[Start]

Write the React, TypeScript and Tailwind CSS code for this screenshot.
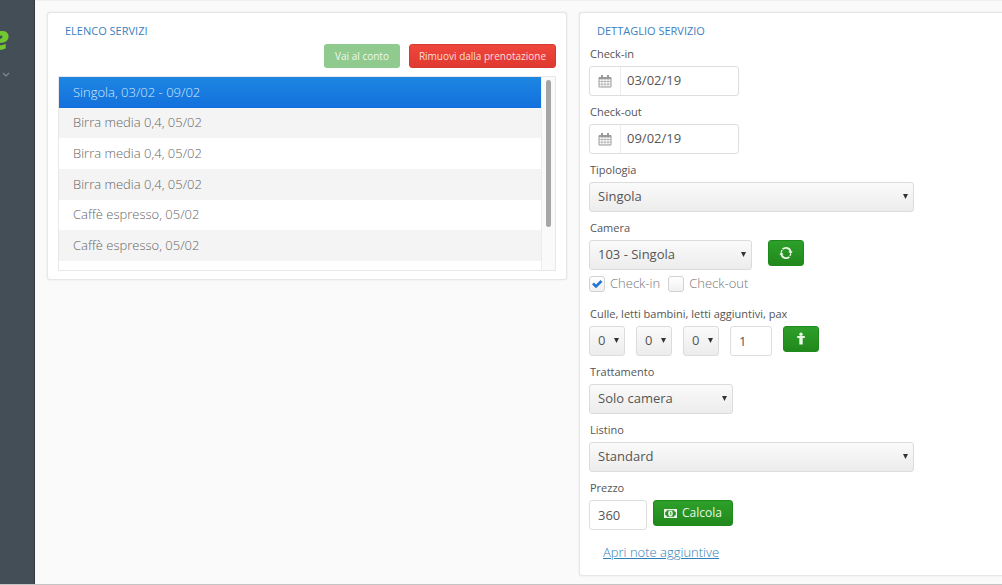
import React, { useState } from "react";

const services = [
  "Singola, 03/02 - 09/02",
  "Birra media 0,4, 05/02",
  "Birra media 0,4, 05/02",
  "Birra media 0,4, 05/02",
  "Caffè espresso, 05/02",
  "Caffè espresso, 05/02",
];

const greenButton =
  "flex h-[26px] items-center justify-center rounded-[3px] border border-[#1f8a1c] bg-linear-to-b from-[#2da02a] to-[#21881c] text-[#e9f7e6]";

function CalendarIcon() {
  return (
    <svg viewBox="0 0 14 14" className="h-[14px] w-[14px]" fill="none" stroke="#9a9a9a">
      <path d="M1 3.5h12v9.500H1z" />
      <path d="M1 4.300h12" strokeWidth="2" />
      <path d="M4 1v3M10 1v3" strokeWidth="2" />
      <path d="M1 7.500h12M1 10.200h12M4 5v8M7 5v8M10 5v8" strokeWidth="0.600" />
    </svg>
  );
}

function RefreshIcon() {
  return (
    <svg viewBox="0 0 14 14" className="h-[14px] w-[14px]" fill="none" stroke="currentColor" strokeWidth="1.8">
      <path d="M3.600 3.200A4.800 4.800 0 0 1 11.700 6.200M10.400 10.800A4.800 4.800 0 0 1 2.300 7.800" />
      <path d="M9.300 5.400h4.400L11.700 8zM4.700 8.600H.3L2.300 6z" fill="currentColor" stroke="none" />
      <path d="M2.300 6.100A4.800 4.800 0 0 1 3.200 4.100M11.700 7.900A4.800 4.800 0 0 1 10.800 9.900" strokeWidth="1.300" />
    </svg>
  );
}

function PersonIcon() {
  return (
    <svg viewBox="0 0 10 14" className="h-[14px] w-[10px]" fill="currentColor">
      <circle cx="5" cy="2.300" r="1.700" />
      <path d="M1.200 4h7.600v2H6.700V12.500H3.300V6H1.200z" />
    </svg>
  );
}

function MoneyIcon() {
  return (
    <svg viewBox="0 0 13 9" className="h-[9px] w-[13px]">
      <path
        fill="currentColor"
        fillRule="evenodd"
        d="M0 0h13v9H0zM3 1.200A2 2 0 0 1 1.200 3v3A2 2 0 0 1 3 7.800h7A2 2 0 0 1 11.800 6V3A2 2 0 0 1 10 1.200z"
      />
      <ellipse cx="6.500" cy="4.500" rx="2.300" ry="2.900" fill="currentColor" />
      <path d="M6 3.300h.8v2.700" stroke="#26931f" strokeWidth="0.900" fill="none" />
    </svg>
  );
}

function Select({ id, label, options, className }: { id: string; label?: string; options: string[]; className: string }) {
  return (
    <div className={`relative ${className}`}>
      <select
        id={id}
        aria-label={label}
        className="h-[30px] w-full appearance-none rounded-[3px] border border-[#dcdcdc] bg-linear-to-b from-[#fafafa] to-[#ececec] pl-2 text-[13px] text-[#555]"
      >
        {options.map((o) => (
          <option key={o}>{o}</option>
        ))}
      </select>
      <svg viewBox="0 0 5 5" className="pointer-events-none absolute top-[12px] right-[6px] h-[5px] w-[5px]" fill="#333">
        <path d="M0 0h5L2.500 5z" />
      </svg>
    </div>
  );
}

function Field({ id, label, children }: { id: string; label: string; children: React.ReactNode }) {
  return (
    <div className="flex flex-col gap-[3px]">
      <label htmlFor={id} className="px-px text-[11px] leading-[18px] text-[#555]">
        {label}
      </label>
      {children}
    </div>
  );
}

function DateField({ id, label, value }: { id: string; label: string; value: string }) {
  return (
    <Field id={id} label={label}>
      <div className="flex h-[30px] w-[150px] rounded-[3px] border border-[#dedede] bg-white">
        <span className="flex w-[31px] items-center justify-center border-r border-[#ececec]">
          <CalendarIcon />
        </span>
        <input id={id} defaultValue={value} className="min-w-0 flex-1 bg-transparent px-[6px] text-[13px] text-[#555] outline-none" />
      </div>
    </Field>
  );
}

function Tick({ label, initial }: { label: string; initial: boolean }) {
  const [on, setOn] = useState(initial);
  return (
    <label className="flex items-center gap-[5px] text-[13px] font-light text-[#777]">
      <span className="relative flex h-4 w-4">
        <input
          type="checkbox"
          checked={on}
          onChange={() => setOn(!on)}
          className="h-4 w-4 appearance-none rounded-[3px] border border-[#d2d2d2] bg-linear-to-b from-white to-[#f1f1f1]"
        />
        {on && (
          <svg viewBox="0 0 16 16" className="pointer-events-none absolute inset-0 h-4 w-4" fill="none" stroke="#2377d4" strokeWidth="2.600">
            <path d="M4 7.500l3 3 5.500-5.500" />
          </svg>
        )}
      </span>
      {label}
    </label>
  );
}

const panel = "rounded-[3px] border border-[#e6e6e6] bg-white shadow-[0_0_2px_rgba(0,0,0,0.1)]";

export default function App() {
  const [selected, setSelected] = useState(0);
  return (
    <div className="flex min-h-screen overflow-hidden border-b-2 border-[#c4c4c4] bg-[#fafafa] font-['Open_Sans',sans-serif]">
      <aside className="flex w-[35px] shrink-0 flex-col border-r border-[#33393f] bg-[#444e57]">
        <span className="mt-[17px] -ml-[10px] font-['Open_Sans',sans-serif] text-[33px] leading-[42px] font-extrabold text-[#72c82f] italic">e</span>
        <svg viewBox="0 0 8 6" className="mt-[13px] ml-[2px] h-[6px] w-[8px]" fill="none" stroke="#7f8990" strokeWidth="1.200">
          <path d="M1 1l3 3 3-3" />
        </svg>
      </aside>

      <main className="grid flex-1 grid-cols-[520fr_423fr] items-start gap-3 border-t border-[#f1f1f1] pt-[11px] pb-2 pl-3">
        <section className={`${panel} flex flex-col px-[10px] pt-[9px] pb-2`}>
          <h2 className="px-[7px] text-[11px] leading-[18px] font-normal text-[#3d80bd]">ELENCO SERVIZI</h2>
          <div className="mt-1 flex justify-end gap-[9px] text-[10px]">
            <button className="h-6 w-[76px] rounded-[3px] bg-[#90ca8e] text-[#eef9ee]">Vai al conto</button>
            <button className="h-6 w-[147px] rounded-[3px] border border-[#d33a32] bg-linear-to-b from-[#f0463c] to-[#df3930] text-[#fbdedb]">
              Rimuovi dalla prenotazione
            </button>
          </div>
          <div className="mt-2 flex h-[195px] items-start overflow-hidden border border-[#e8e8e8]">
            <ul className="grid h-[184px] flex-1 grid-rows-6">
              {services.map((s, i) => (
                <li key={i}>
                  <button
                    onClick={() => setSelected(i)}
                    className={`h-full w-full px-[14px] text-left text-[13px] font-light ${
                      i === selected
                        ? "bg-linear-to-b from-[#1f86e2] to-[#1270dc] text-[#d5e8fb]"
                        : i % 2
                          ? "bg-[#f4f4f4] text-[#666]"
                          : "bg-white text-[#666]"
                    }`}
                  >
                    {s}
                  </button>
                </li>
              ))}
            </ul>
            <div className="flex h-full w-[14px] justify-center border-l border-[#ececec] bg-[#fafafa] pt-[3px]">
              <div className="h-[147px] w-[5px] rounded-full bg-[#a6a6a6]" />
            </div>
          </div>
        </section>

        <section className="flex flex-col rounded-l-[3px] border-y border-l border-[#e6e6e6] bg-white pt-[9px] pb-[13px] pl-[9px] shadow-[0_0_2px_rgba(0,0,0,0.1)]">
          <h2 className="px-2 text-[11px] leading-[18px] font-normal text-[#3d80bd]">DETTAGLIO SERVIZIO</h2>
          <form className="mt-[5px] flex flex-col gap-[7px]" onSubmit={(e) => e.preventDefault()}>
            <DateField id="checkin" label="Check-in" value="03/02/19" />
            <DateField id="checkout" label="Check-out" value="09/02/19" />
            <Field id="tipologia" label="Tipologia">
              <Select id="tipologia" options={["Singola"]} className="w-[325px]" />
            </Field>
            <div>
              <Field id="camera" label="Camera">
                <div className="flex items-start gap-4">
                  <Select id="camera" options={["103 - Singola"]} className="w-[163px]" />
                  <button aria-label="Aggiorna" className={`${greenButton} w-9`}>
                    <RefreshIcon />
                  </button>
                </div>
              </Field>
              <div className="flex h-7 items-center gap-2">
                <Tick label="Check-in" initial={true} />
                <Tick label="Check-out" initial={false} />
              </div>
            </div>
            <Field id="culle" label="Culle, letti bambini, letti aggiuntivi, pax">
              <div className="flex items-start gap-[11px]">
                <Select id="culle" options={["0"]} className="w-9" />
                <Select id="bambini" label="Letti bambini" options={["0"]} className="w-9" />
                <Select id="aggiuntivi" label="Letti aggiuntivi" options={["0"]} className="w-9" />
                <input
                  aria-label="Pax"
                  defaultValue="1"
                  className="h-[30px] w-[42px] rounded-[3px] border border-[#dedede] bg-white px-2 text-[13px] text-[#555]"
                />
                <button aria-label="Ospiti" className={`${greenButton} w-9`}>
                  <PersonIcon />
                </button>
              </div>
            </Field>
            <Field id="trattamento" label="Trattamento">
              <Select id="trattamento" options={["Solo camera"]} className="w-36" />
            </Field>
            <Field id="listino" label="Listino">
              <Select id="listino" options={["Standard"]} className="w-[325px]" />
            </Field>
            <Field id="prezzo" label="Prezzo">
              <div className="flex items-start gap-[6px]">
                <input
                  id="prezzo"
                  defaultValue="360"
                  className="h-[30px] w-[58px] rounded-[3px] border border-[#dedede] bg-white px-2 text-[13px] text-[#555]"
                />
                <button className={`${greenButton} w-20 gap-[5px] text-[12px]`}>
                  <MoneyIcon />
                  Calcola
                </button>
              </div>
            </Field>
          </form>
          <a href="#note" className="mt-3 self-start px-[14px] text-[13px] leading-5 font-light text-[#2f7fb8] underline">
            Apri note aggiuntive
          </a>
        </section>
      </main>
    </div>
  );
}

[End]

*Prompt*
Only the lines from the start of the material through the line containing "h-[26px] items-center justify-center" should be transcribed. Pictures stay out.

*Expected answer*
Write the React, TypeScript and Tailwind CSS code for this screenshot.
import React, { useState } from "react";

const services = [
  "Singola, 03/02 - 09/02",
  "Birra media 0,4, 05/02",
  "Birra media 0,4, 05/02",
  "Birra media 0,4, 05/02",
  "Caffè espresso, 05/02",
  "Caffè espresso, 05/02",
];

const greenButton =
  "flex h-[26px] items-center justify-center rounded-[3px] border border-[#1f8a1c] bg-linear-to-b from-[#2da02a] to-[#21881c] text-[#e9f7e6]";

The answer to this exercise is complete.